» WHAT THE EXERCISE ASKS
Reproduce the listing below word for word, with no pictures.

» PROVIDED MATERIAL
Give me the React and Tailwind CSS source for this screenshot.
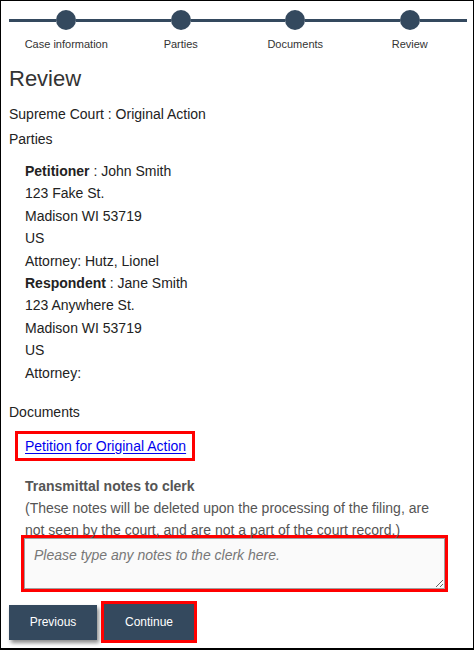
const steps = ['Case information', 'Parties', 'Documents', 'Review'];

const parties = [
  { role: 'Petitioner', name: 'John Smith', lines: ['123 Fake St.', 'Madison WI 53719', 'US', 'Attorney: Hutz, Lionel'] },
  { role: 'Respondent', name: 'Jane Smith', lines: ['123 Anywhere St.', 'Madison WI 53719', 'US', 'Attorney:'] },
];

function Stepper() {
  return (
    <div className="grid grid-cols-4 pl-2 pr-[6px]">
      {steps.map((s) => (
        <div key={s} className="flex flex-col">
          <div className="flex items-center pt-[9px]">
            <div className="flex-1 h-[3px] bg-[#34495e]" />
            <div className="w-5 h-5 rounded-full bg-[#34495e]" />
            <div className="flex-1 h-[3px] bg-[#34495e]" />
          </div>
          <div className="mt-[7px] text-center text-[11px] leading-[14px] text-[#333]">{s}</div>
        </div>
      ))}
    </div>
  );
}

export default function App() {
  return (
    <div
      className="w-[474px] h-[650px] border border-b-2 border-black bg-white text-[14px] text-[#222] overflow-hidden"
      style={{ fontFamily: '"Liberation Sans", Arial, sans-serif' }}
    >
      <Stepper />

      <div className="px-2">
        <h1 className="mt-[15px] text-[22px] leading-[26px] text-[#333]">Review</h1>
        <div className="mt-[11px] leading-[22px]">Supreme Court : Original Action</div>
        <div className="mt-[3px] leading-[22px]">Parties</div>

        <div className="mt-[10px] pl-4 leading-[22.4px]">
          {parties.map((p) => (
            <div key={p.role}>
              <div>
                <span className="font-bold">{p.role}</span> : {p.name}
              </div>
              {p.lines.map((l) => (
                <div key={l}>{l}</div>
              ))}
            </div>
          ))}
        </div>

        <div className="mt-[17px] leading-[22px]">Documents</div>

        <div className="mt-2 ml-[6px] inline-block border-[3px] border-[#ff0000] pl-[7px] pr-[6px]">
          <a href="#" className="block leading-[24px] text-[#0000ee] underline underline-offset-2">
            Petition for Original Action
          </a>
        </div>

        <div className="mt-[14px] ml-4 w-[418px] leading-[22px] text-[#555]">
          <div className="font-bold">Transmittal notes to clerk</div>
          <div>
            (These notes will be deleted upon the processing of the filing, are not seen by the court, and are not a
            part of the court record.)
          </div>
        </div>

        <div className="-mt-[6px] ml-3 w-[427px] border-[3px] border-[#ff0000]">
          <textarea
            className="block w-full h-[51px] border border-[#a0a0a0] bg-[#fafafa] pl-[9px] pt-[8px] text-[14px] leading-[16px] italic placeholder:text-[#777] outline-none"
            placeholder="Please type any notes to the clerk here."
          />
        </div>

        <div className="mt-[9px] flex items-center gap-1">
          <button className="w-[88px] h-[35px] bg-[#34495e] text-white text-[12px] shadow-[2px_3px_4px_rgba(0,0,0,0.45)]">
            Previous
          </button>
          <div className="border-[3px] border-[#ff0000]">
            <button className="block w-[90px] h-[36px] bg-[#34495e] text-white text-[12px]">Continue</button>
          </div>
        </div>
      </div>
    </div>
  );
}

» TASK RESPONSE
Give me the React and Tailwind CSS source for this screenshot.
const steps = ['Case information', 'Parties', 'Documents', 'Review'];

const parties = [
  { role: 'Petitioner', name: 'John Smith', lines: ['123 Fake St.', 'Madison WI 53719', 'US', 'Attorney: Hutz, Lionel'] },
  { role: 'Respondent', name: 'Jane Smith', lines: ['123 Anywhere St.', 'Madison WI 53719', 'US', 'Attorney:'] },
];

function Stepper() {
  return (
    <div className="grid grid-cols-4 pl-2 pr-[6px]">
      {steps.map((s) => (
        <div key={s} className="flex flex-col">
          <div className="flex items-center pt-[9px]">
            <div className="flex-1 h-[3px] bg-[#34495e]" />
            <div className="w-5 h-5 rounded-full bg-[#34495e]" />
            <div className="flex-1 h-[3px] bg-[#34495e]" />
          </div>
          <div className="mt-[7px] text-center text-[11px] leading-[14px] text-[#333]">{s}</div>
        </div>
      ))}
    </div>
  );
}

export default function App() {
  return (
    <div
      className="w-[474px] h-[650px] border border-b-2 border-black bg-white text-[14px] text-[#222] overflow-hidden"
      style={{ fontFamily: '"Liberation Sans", Arial, sans-serif' }}
    >
      <Stepper />

      <div className="px-2">
        <h1 className="mt-[15px] text-[22px] leading-[26px] text-[#333]">Review</h1>
        <div className="mt-[11px] leading-[22px]">Supreme Court : Original Action</div>
        <div className="mt-[3px] leading-[22px]">Parties</div>

        <div className="mt-[10px] pl-4 leading-[22.4px]">
          {parties.map((p) => (
            <div key={p.role}>
              <div>
                <span className="font-bold">{p.role}</span> : {p.name}
              </div>
              {p.lines.map((l) => (
                <div key={l}>{l}</div>
              ))}
            </div>
          ))}
        </div>

        <div className="mt-[17px] leading-[22px]">Documents</div>

        <div className="mt-2 ml-[6px] inline-block border-[3px] border-[#ff0000] pl-[7px] pr-[6px]">
          <a href="#" className="block leading-[24px] text-[#0000ee] underline underline-offset-2">
            Petition for Original Action
          </a>
        </div>

        <div className="mt-[14px] ml-4 w-[418px] leading-[22px] text-[#555]">
          <div className="font-bold">Transmittal notes to clerk</div>
          <div>
            (These notes will be deleted upon the processing of the filing, are not seen by the court, and are not a
            part of the court record.)
          </div>
        </div>

        <div className="-mt-[6px] ml-3 w-[427px] border-[3px] border-[#ff0000]">
          <textarea
            className="block w-full h-[51px] border border-[#a0a0a0] bg-[#fafafa] pl-[9px] pt-[8px] text-[14px] leading-[16px] italic placeholder:text-[#777] outline-none"
            placeholder="Please type any notes to the clerk here."
          />
        </div>

        <div className="mt-[9px] flex items-center gap-1">
          <button className="w-[88px] h-[35px] bg-[#34495e] text-white text-[12px] shadow-[2px_3px_4px_rgba(0,0,0,0.45)]">
            Previous
          </button>
          <div className="border-[3px] border-[#ff0000]">
            <button className="block w-[90px] h-[36px] bg-[#34495e] text-white text-[12px]">Continue</button>
          </div>
        </div>
      </div>
    </div>
  );
}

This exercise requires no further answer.